On October 24, 2016, the Department of Justice announced a settlement with Life Care Centers of America Inc. (Life Care) and its owner, Forrest L. Preston. The defendants agreed to pay $145 million to resolve a lawsuit alleging that Life Care violated the False Claims Act (FCA) by knowingly causing skilled nursing facilities (SNFs) to submit false claims to Medicare and TRICARE for rehabilitation therapy services that were not reasonable, necessary or skilled. Life Care, which is based in Cleveland, Tennessee, owns and operates more than 220 skilled nursing facilities across the United States.
“This resolution is the largest settlement with a skilled nursing facility chain in the department’s history,” said Principal Deputy Assistant Attorney General Benjamin C. Mizer, head of the Justice Department’s Civil Division. “It is critically important that we protect the integrity of government health care programs by ensuring that services are provided based on clinical rather than financial considerations.”
The settlement resolves allegations that, between January 1, 2006 and February 28, 2013, Life Care submitted false claims for rehabilitation therapy by engaging in a systematic effort to increase its Medicare and TRICARE billings. Medicare reimburses SNFs at a daily rate that reflects the skilled therapy and nursing needs of qualifying patients. The greater the skilled therapy and nursing needs of the patient, the higher the level of Medicare reimbursement. The highest level of Medicare reimbursement for SNFs is for “Ultra High” patients who require a minimum of 720 minutes of skilled therapy from two therapy disciplines (e.g., physical, occupational, or speech), one of which must be provided five days per week.
In the complaint, the United States alleged that Life Care instituted corporate-wide policies and practices designed to place as many beneficiaries in the Ultra High reimbursement level regardless of the clinical needs of the patients, resulting in the provision of unreasonable and unnecessary therapy to many beneficiaries. Life Care also sought to keep patients longer than was necessary in order to continue billing for rehabilitation therapy, even after the treating therapists felt that therapy should be discontinued.

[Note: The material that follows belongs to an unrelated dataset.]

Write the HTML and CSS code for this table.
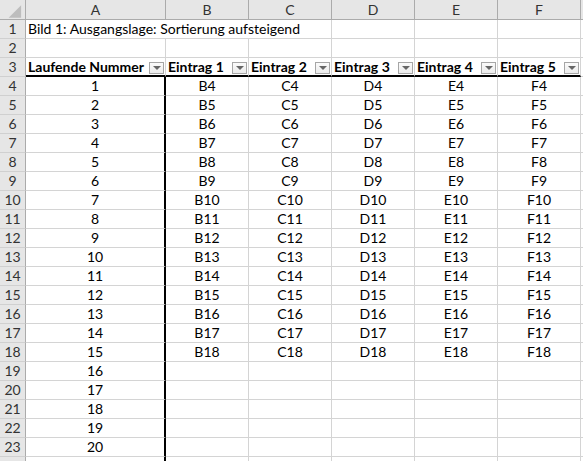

“The resolution announced today demonstrates the commitment of the U.S. Attorney’s Office to aggressively pursue providers who utilize fraudulent practices to knowingly put their own financial self-interest over a duty to patients,” said U.S. Attorney Wilfredo A. Ferrer of the Southern District of Florida. “It is imperative that providers make healthcare decisions based upon a patient’s need for services rather than a self-serving desire to maximize financial profit. Our office will continue to investigate fraud allegations, in order to ensure that providers do not compromise the integrity of our public health care programs.”
The settlement, which was based on the company’s ability to pay, is a great reminder that employees are given tremendous power under the FCA to rectify fiscal wrongdoing that they observe in the workplace. In this case, the whistleblower reward for filing their qui tam whistleblower lawsuit will be $29 million for relators Tammie Taylor and Glenda Martin.